The Acting Minister rightly said that splendid as is the endowment which it is possible to make available to the institute, from the moneys made available to us by the Government of the United States, he looked forward to Dáil Éireann appropriating from time to time such additional moneys as may be necessary adequately to lubricate the machinery of this institute. I bespeak from our people on behalf of the Minister for Agriculture, whoever he may be and whatever Government he belongs to, and especially from the farmers of this country, their support, their understanding and their co-operation. It is right that in this House and, indeed, outside it there should be controversy on policy where genuine difference exists. Nobody objects to that and nobody complains of that; but what is calculated to do great damage to the fundamental interests of this State is that a policy should be pursued of trying to create distrust and misunderstanding between the agricultural community and the Minister for Agriculture for the time being, whatever Party he belongs to.

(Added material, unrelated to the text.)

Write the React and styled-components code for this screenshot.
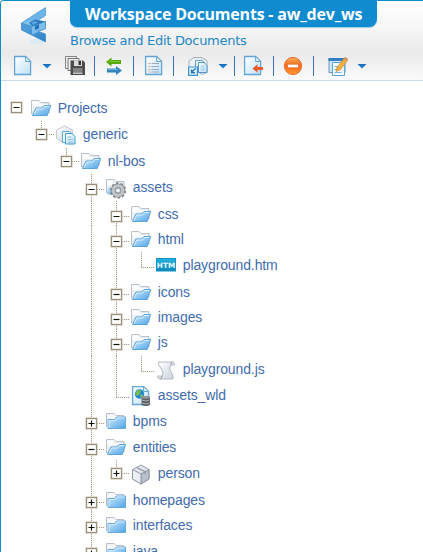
import React from 'react';
import styled, { createGlobalStyle } from 'styled-components';

const GlobalStyle = createGlobalStyle`
  * { box-sizing: border-box; }
  body { margin: 0; background: #fff; overflow: hidden; }
`;

const Window = styled.div`
  width: 423px;
  height: 552px;
  overflow: hidden;
  background: #fff;
  border-left: 1px solid #108bd0;
  border-top: 1px solid #108bd0;
  border-top-left-radius: 4px;
`;

const Header = styled.header`
  height: 80px;
  display: flex;
  flex-direction: column;
  border-bottom: 1px solid #cdd9ea;
  background: linear-gradient(#fff 0, #f8f8f8 22px, #eaeaea 51px, #ececec 56px, #fbfbfb 79px);
`;

const Banner = styled.div`
  display: flex;
  height: 53px;
`;

const LogoSlot = styled.div`
  width: 69px;
  padding: 4px 0 0 18px;
`;

const Title = styled.h1`
  margin: -1px 0 0;
  width: 307px;
  height: 27px;
  padding: 0 0 0 15px;
  border-radius: 0 0 8px 7px;
  background: #108bd0;
  box-shadow: 0 1px 1px #9cc9e6;
  color: #fff;
  font: bold 16px/28px 'Open Sans', sans-serif;
  letter-spacing: -0.2px;
  white-space: nowrap;
`;

const Subtitle = styled.div`
  color: #1b87c6;
  font: 13px/20px 'DejaVu Sans', sans-serif;
  letter-spacing: -0.28px;
  padding-top: 4px;
  white-space: nowrap;
`;

const Toolbar = styled.div`
  display: flex;
  height: 23px;
  align-items: center;
`;

const Tool = styled.button`
  display: flex;
  padding: 0;
  border: 0;
  background: none;
  width: 20px;
  height: 22px;
  margin-left: ${(p) => p.$gap}px;
`;

const Caret = styled.span`
  width: 10px;
  height: 5px;
  margin-top: 1px;
  background: linear-gradient(#1669bc, #2b94e4);
  clip-path: polygon(0 0, 100% 0, 50% 100%);
  margin-left: ${(p) => p.$gap}px;
`;

const Separator = styled.span`
  width: 1px;
  height: 20px;
  background: #3972b3;
  margin-left: ${(p) => p.$gap}px;
`;

const Tree = styled.div`
  padding: 14px 0 0 3px;
`;

const Row = styled.div`
  display: flex;
  height: ${(p) => p.$height}px;
`;

const dots = 'repeating-linear-gradient(to bottom, #a9a18e 0 1px, #ece9e2 1px 2px)';
const dashes = 'repeating-linear-gradient(to right, #a9a18e 0 1px, #ece9e2 1px 2px)';

/* One 25px indentation column; $line draws the vertical guide at its centre. */
const Guide = styled.span`
  flex: none;
  width: 25px;
  background: ${(p) => (p.$line ? `${dots} 12px 0 / 1px 100% no-repeat` : 'none')};
`;

const Branch = styled.span`
  flex: none;
  display: flex;
  align-items: flex-start;
  width: 27px;
  height: 100%;
  padding-left: 7px;
  padding-top: ${(p) => p.$axis - 5}px;
  background:
    ${(p) => (p.$stem ? `${dots} 12px 0 / 1px ${p.$through ? '100%' : `${p.$axis}px`} no-repeat` : 'none')},
    ${(p) => (p.$stem ? `${dashes} 12px ${p.$axis}px / 14px 1px no-repeat` : 'none')};
`;

const Toggle = styled.button`
  display: flex;
  width: 11px;
  height: 11px;
  padding: 0;
  border: 1px solid #989078;
  background: #fff;
  box-shadow: 0 0 0 0.6px #cdc8ba, inset 0 0 0 0.5px #e4e0d6;
`;

const Label = styled.span`
  color: #426cae;
  font: 14px/20px 'Liberation Sans', sans-serif;
  letter-spacing: -0.12px;
  margin-left: 6.8px;
  padding-top: 3px;
  white-space: nowrap;
`;

const IconSlot = styled.span`
  display: flex;
  width: 20px;
  height: 22px;
  margin-top: 4px;
`;

const HiddenDefs = styled.svg`
  position: absolute;
`;

const Svg = ({ children }) => (
  <svg width="20" height="22" viewBox="0 0 20 22" fill="none">{children}</svg>
);

const Defs = () => (
  <HiddenDefs width="0" height="0">
    <defs>
      <linearGradient id="blue" x1="0" y1="0" x2="1" y2="1">
        <stop stopColor="#d0ebfd" /><stop offset="1" stopColor="#4fa4e6" />
      </linearGradient>
      <linearGradient id="paper" x1="0" y1="0" x2="1" y2="1">
        <stop stopColor="#fff" /><stop offset="1" stopColor="#bfe0f8" />
      </linearGradient>
      <linearGradient id="grey" x1="0" y1="0" x2="1" y2="1">
        <stop stopColor="#fff" /><stop offset="1" stopColor="#c9d2dd" />
      </linearGradient>
      <linearGradient id="orange" x1="0" y1="0" x2="0" y2="1">
        <stop stopColor="#ffad54" /><stop offset=".5" stopColor="#f36a1d" /><stop offset="1" stopColor="#ff9a35" />
      </linearGradient>
      <linearGradient id="ribbon" x1="0" y1="0" x2="1" y2="1">
        <stop stopColor="#4e9fdb" /><stop offset="1" stopColor="#2f80c4" />
      </linearGradient>
      <linearGradient id="htm" x1="0" y1="0" x2="0" y2="1">
        <stop stopColor="#27b3e0" /><stop offset="1" stopColor="#0c86b8" />
      </linearGradient>
    </defs>
  </HiddenDefs>
);

const Logo = () => (
  <svg width="30" height="42" viewBox="0 0 30 42">
    <ellipse cx="18" cy="36.5" rx="8" ry="2.5" fill="#dceaf4" />
    <path d="M2.500 18L26.500 2.500v8L11 20.500l-8.500 4z" fill="#70b5e8" />
    <path d="M2.500 18l9-2.500 15 1v7l-7 1.500-8 3.500z" fill="#82c2ee" />
    <path d="M2.500 18l10.500 3.500v8L2.500 25z" fill="#4c9bd8" />
    <path d="M2.500 25l10.500-1 13.500 5v8z" fill="url(#ribbon)" />
    <path d="M10 17.500l6.500-3 10 2v5l-13 2.500v-2.500z" fill="#2878be" />
    <path d="M13 21.500l13.500-5v7.500L13 29.500z" fill="#7fbdea" />
    <path d="M12 17.500l4-1.500 3 1.500-5 2.500z" fill="#5aa5de" />
    <path d="M16 20.500l4-1.500v4.500l-4 1.500z" fill="#2474ba" />
    <path d="M26.500 2.500L2.500 18v7l24 12v-8l-8-3 8-2v-7.500L13 21.500 2.500 18M26.500 2.500v8L17 16.500" fill="none" stroke="#438fc9" strokeWidth=".7" />
  </svg>
);

const Page = ({ x = 1, y = 1, w = 17, h = 19 }) => (
  <>
    <path d={`M${x + 0.6} ${y + 0.5}h${w - 6}l5 5v${h - 6}h-${w - 1}z`} fill="url(#paper)" stroke="#64a5d7" strokeWidth="1.3" />
    <path d={`M${x + w - 5.4} ${y + 0.5}v5h5z`} fill="#e6f5ff" stroke="#64a5d7" />
  </>
);

const NewIcon = () => <Svg><Page /></Svg>;

const SaveAllIcon = () => (
  <Svg>
    <path d="M.5 1.500h11v12H.5z" fill="#eee" stroke="#858585" />
    <path d="M3 3.500h11v12H3z" fill="#eee" stroke="#777" />
    <path d="M5.500 5.500h12.500l2 2v12.500H5.500z" fill="#4b4b4b" />
    <path d="M9 5.500h8v5.500H9z" fill="#dedede" />
    <path d="M13.500 6h2.500v4h-2.500z" fill="#333" />
    <path d="M8 13h9.500v4.500H8z" fill="#838383" />
    <path d="M8 17.500h9.500v1.500H8z" fill="#c5c5c5" />
  </Svg>
);

const SwapIcon = () => (
  <Svg>
    <path d="M2 7l5.500-4.500V5H17v4H7.500v2.500z" fill="#55a80b" />
    <path d="M4.500 7L7 5.500V6.500h9" stroke="#82c431" />
    <path d="M18 15.500L12 11v2.500H3v4h9V20z" fill="#3485bd" />
    <path d="M4 14.500h10" stroke="#70b1dc" />
  </Svg>
);

const ListIcon = () => (
  <Svg>
    <Page />
    <path d="M7.500 8.500H15M7.500 11.500H15M7.500 14.500H15M7.500 17H15" stroke="#9aabc0" />
    <path d="M4.500 8.500H6.500M4.500 11.500H6.500M4.500 14.500H6.500M4.500 17H6.500" stroke="#e3a07f" strokeWidth="1.2" />
  </Svg>
);

const WorkspaceIcon = () => (
  <Svg>
    <path d="M1 12V6l5-3.500h7l6 3v12l-5 2z" fill="#eef1f4" stroke="#a4b0bb" />
    <path d="M7.500 5.500h7l2 2v9h-9z" fill="url(#paper)" stroke="#5fa3d5" />
    <path d="M10.500 7.500h5.500l3 3v7h-8.500z" fill="url(#paper)" stroke="#4e96ce" />
    <path d="M12.500 11h4M12.500 13h4M12.500 15h4" stroke="#9bc6e6" />
    <path d="M.6 12h8.800v8.400H.6z" fill="#e3f4ff" stroke="#3d92cf" strokeWidth="1.2" />
    <path d="M7.500 13.500L3.500 17.500M3.500 14.500v3.300H7" stroke="#247cc1" strokeWidth="1.5" />
  </Svg>
);

const ImportIcon = () => (
  <Svg>
    <Page />
    <path d="M9.500 13.500l5-4.200v2.800H20v3h-5.500v2.700z" fill="#f05a2b" />
  </Svg>
);

const StopIcon = () => (
  <Svg>
    <circle cx="10" cy="11" r="8.6" fill="url(#orange)" stroke="#ec6a29" />
    <path d="M4.500 9.200h11v3.600h-11z" fill="#fff" stroke="#e85b1b" strokeWidth=".7" />
  </Svg>
);

const EditIcon = () => (
  <Svg>
    <path d="M1 3.500h16v14H1z" fill="#cfe6f8" stroke="#6298c6" />
    <path d="M.5 3h17v3H.5z" fill="#347fc0" />
    <path d="M4.500 7.500h10l2 3v10h-12z" fill="#f5fbff" stroke="#5fa5d6" />
    <path d="M6.500 11.500h5M6.500 14.500h4M6.500 17.500h7" stroke="#79b2dc" />
    <path d="M9 12.500l7.500-9.500 3 2.300L12.500 14.500l-4.500 2z" fill="#f5b244" stroke="#c98a3c" strokeWidth=".8" />
    <path d="M16 4l1.700-2 2.300 1.700-1.500 2z" fill="#d68b55" />
  </Svg>
);

const FolderBack = () => (
  <>
    <path d="M.5 15V1.500H8l2 2h8V14z" fill="url(#grey)" stroke="#bac2cc" />
    <path d="M2 4h6M2 6h15" stroke="#fff" strokeWidth="1.5" />
  </>
);

const OpenFolder = () => (
  <Svg>
    <FolderBack />
    <path d="M1.500 16.500L5 9h6l2-2.500h6.700l-3.500 10z" fill="url(#blue)" stroke="#5ba4da" />
    <path d="M3 15.500L5.800 10h5.700l2-2.500h4.700" stroke="#dcf1ff" />
  </Svg>
);

const ClosedFolder = () => (
  <Svg>
    <path d="M.5 15V1.500H8l2 2h7.500V6" fill="#f4f6f8" stroke="#b7bec8" />
    <path d="M2 16.500v-9h6.500l2-2.500h9v11.500z" fill="url(#blue)" stroke="#68a9de" />
    <path d="M3 15.500V8.500h6l2-2.500h7.500" stroke="#d5edff" />
  </Svg>
);

const ProjectIcon = () => (
  <Svg>
    <path d="M.5 5L8.500 .8 16.500 5v9.500L8 18 .5 13.500z" fill="url(#grey)" stroke="#c2ccd7" />
    <path d="M6.500 6.500h7l3 3v8h-10z" fill="#eef8ff" stroke="#60aad8" />
    <path d="M9.500 8.500H16l3 3v7.500H9.500z" fill="url(#paper)" stroke="#3e9bd3" />
    <path d="M11.500 12h4M11.500 14.500h5.500M11.500 17H17" stroke="#82bbdd" />
  </Svg>
);

const GearFolder = () => (
  <Svg>
    <FolderBack />
    <path d="M1.500 9.500h8v7h-8z" fill="url(#blue)" />
    <circle cx="12" cy="12.5" r="7.2" stroke="#84898d" strokeWidth="2" strokeDasharray="2.6 1.924" />
    <circle cx="12" cy="12.5" r="4.8" stroke="#888d91" strokeWidth="4.4" />
    <circle cx="12" cy="12.5" r="4.8" stroke="#c3c6c8" strokeWidth="3" />
    <circle cx="12" cy="12.5" r="2.4" fill="#f3f6f8" stroke="#888d91" strokeWidth=".8" />
  </Svg>
);

const HtmIcon = () => (
  <Svg>
    <rect x=".5" y="2.5" width="19" height="12.5" fill="url(#htm)" stroke="#1191c3" />
    <text x="10" y="12" textAnchor="middle" fontFamily="DejaVu Sans" fontSize="7.3" fontWeight="bold" fill="#e9faff">HTM</text>
  </Svg>
);

const ScriptIcon = () => (
  <Svg>
    <path d="M2.500 2H17q1.500.2 1.500 3H15q-3 2.500 0 7 3 4.500 2 7H4q-2.500 0-2.500-3H6q2.500-3-.5-7-4-5-3-7z" fill="url(#grey)" stroke="#b3bac3" />
    <path d="M15 5q-.5-1.500 1-3M6 16q0 2-2 3" stroke="#929ba5" />
  </Svg>
);

const WorldIcon = () => (
  <Svg>
    <Page y={0} h={19} />
    <circle cx="8.5" cy="8" r="4.7" fill="#2488cd" />
    <path d="M6 4.500l3-.7 1 2-2 3-2 1-2-2zM9 9l2-1 1 2-2 2z" fill="#73bd56" />
    <path d="M10.500 11.500h8.500v7.500q-4.200 2-8.500 0z" fill="#5a5d60" />
    <ellipse cx="14.8" cy="11.5" rx="4.2" ry="1.4" fill="#8f9295" />
    <path d="M11 14q4 2 7.500 0M11 17q4 2 7.500 0" stroke="#b0b3b6" />
  </Svg>
);

const EntityIcon = () => (
  <Svg>
    <path d="M1.500 5.500L10 1l8 4.500v9.500L10 20l-8.500-5z" fill="#e3e6ee" stroke="#979eab" />
    <path d="M10 10l8-4.500V15l-8 5z" fill="#bac0cc" stroke="#8c93a0" />
    <path d="M1.500 5.500L10 10v10l-8.500-5z" fill="#edeff4" stroke="#9299a6" />
    <path d="M5.500 3.500l8.500 4.200v2.500" stroke="#949ba8" strokeWidth="1.3" />
  </Svg>
);

const Sign = ({ plus }) => (
  <svg width="9" height="9" viewBox="0 0 9 9">
    <path d={plus ? 'M1.500 4.500h6M4.500 1.500v6' : 'M1.500 4.500h6'} stroke="#111" strokeWidth="1.2" />
  </svg>
);

/* guides lists, for each ancestor column, whether its vertical line passes the row. */
const rows = [
  { label: 'Projects', icon: OpenFolder, guides: [], height: 26, axis: 12, root: true, sign: '-' },
  { label: 'generic', icon: ProjectIcon, guides: [0], height: 27, axis: 13, sign: '-' },
  { label: 'nl-bos', icon: OpenFolder, guides: [0, 0], height: 26, axis: 13, sign: '-' },
  { label: 'assets', icon: GearFolder, guides: [0, 0, 0], height: 27, axis: 15, sign: '-', through: true },
  { label: 'css', icon: OpenFolder, guides: [0, 0, 0, 1], height: 25, axis: 15, sign: '-', through: true },
  { label: 'html', icon: OpenFolder, guides: [0, 0, 0, 1], height: 26, axis: 15, sign: '-', through: true },
  { label: 'playground.htm', icon: HtmIcon, guides: [0, 0, 0, 1, 1], height: 27, axis: 15 },
  { label: 'icons', icon: OpenFolder, guides: [0, 0, 0, 1], height: 25, axis: 15, sign: '-', through: true },
  { label: 'images', icon: OpenFolder, guides: [0, 0, 0, 1], height: 25, axis: 15, sign: '-', through: true },
  { label: 'js', icon: OpenFolder, guides: [0, 0, 0, 1], height: 27, axis: 15, sign: '-', through: true },
  { label: 'playground.js', icon: ScriptIcon, guides: [0, 0, 0, 1, 1], height: 26, axis: 15 },
  { label: 'assets_wld', icon: WorldIcon, guides: [0, 0, 0, 1], height: 26, axis: 15 },
  { label: 'bpms', icon: ClosedFolder, guides: [0, 0, 0], height: 26, axis: 15, sign: '+', through: true },
  { label: 'entities', icon: OpenFolder, guides: [0, 0, 0], height: 26, axis: 15, sign: '-', through: true },
  { label: 'person', icon: EntityIcon, guides: [0, 0, 0, 1], height: 27, axis: 13, sign: '+' },
  { label: 'homepages', icon: ClosedFolder, guides: [0, 0, 0], height: 25, axis: 15, sign: '+', through: true },
  { label: 'interfaces', icon: ClosedFolder, guides: [0, 0, 0], height: 26, axis: 15, sign: '+', through: true },
  { label: 'java', icon: ClosedFolder, guides: [0, 0, 0], height: 26, axis: 15, sign: '+', through: true },
];

function TreeRow({ label, icon: Icon, guides, height, axis, root, sign, through }) {
  return (
    <Row $height={height}>
      {guides.map((line, i) => <Guide key={i} $line={line} />)}
      <Branch $stem={!root} $through={through} $axis={axis}>
        {sign && <Toggle><Sign plus={sign === '+'} /></Toggle>}
      </Branch>
      <IconSlot><Icon /></IconSlot>
      <Label>{label}</Label>
    </Row>
  );
}

export default function App() {
  return (
    <>
      <GlobalStyle />
      <Defs />
      <Window>
        <Header>
          <Banner>
            <LogoSlot><Logo /></LogoSlot>
            <div>
              <Title>Workspace Documents - aw_dev_ws</Title>
              <Subtitle>Browse and Edit Documents</Subtitle>
            </div>
          </Banner>
          <Toolbar>
            <Tool $gap={12}><NewIcon /></Tool>
            <Caret $gap={9} />
            <Tool $gap={13}><SaveAllIcon /></Tool>
            <Separator $gap={9} />
            <Tool $gap={9}><SwapIcon /></Tool>
            <Separator $gap={9} />
            <Tool $gap={10}><ListIcon /></Tool>
            <Separator $gap={9} />
            <Tool $gap={14}><WorkspaceIcon /></Tool>
            <Caret $gap={10} />
            <Separator $gap={6} />
            <Tool $gap={8}><ImportIcon /></Tool>
            <Separator $gap={10} />
            <Tool $gap={9}><StopIcon /></Tool>
            <Separator $gap={10} />
            <Tool $gap={14}><EditIcon /></Tool>
            <Caret $gap={9} />
          </Toolbar>
        </Header>
        <Tree>
          {rows.map((row) => <TreeRow key={row.label} {...row} />)}
        </Tree>
      </Window>
    </>
  );
}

Whether the Minister for Agriculture belongs to the Fianna Fáil Party, the Fine Gael Party, or any other Party, from time to time, as an individual, I proceed on the assumption that he is doing his best to serve the interests of that section of the community for which he has undertaken responsibility. I reserve the right to criticise and challenge the policies which he submits to the House, but there is all the difference in the world between criticising the policies he is proceeding to implement and criticising the desire that he has faithfully to serve the farming community of this country.
If we can get from all Parties the kind of co-operation that we ought to get, then this institute should do great good and, from this side of the House, I can assure the Acting Minister that anything we can do to help to that end will be faithfully done.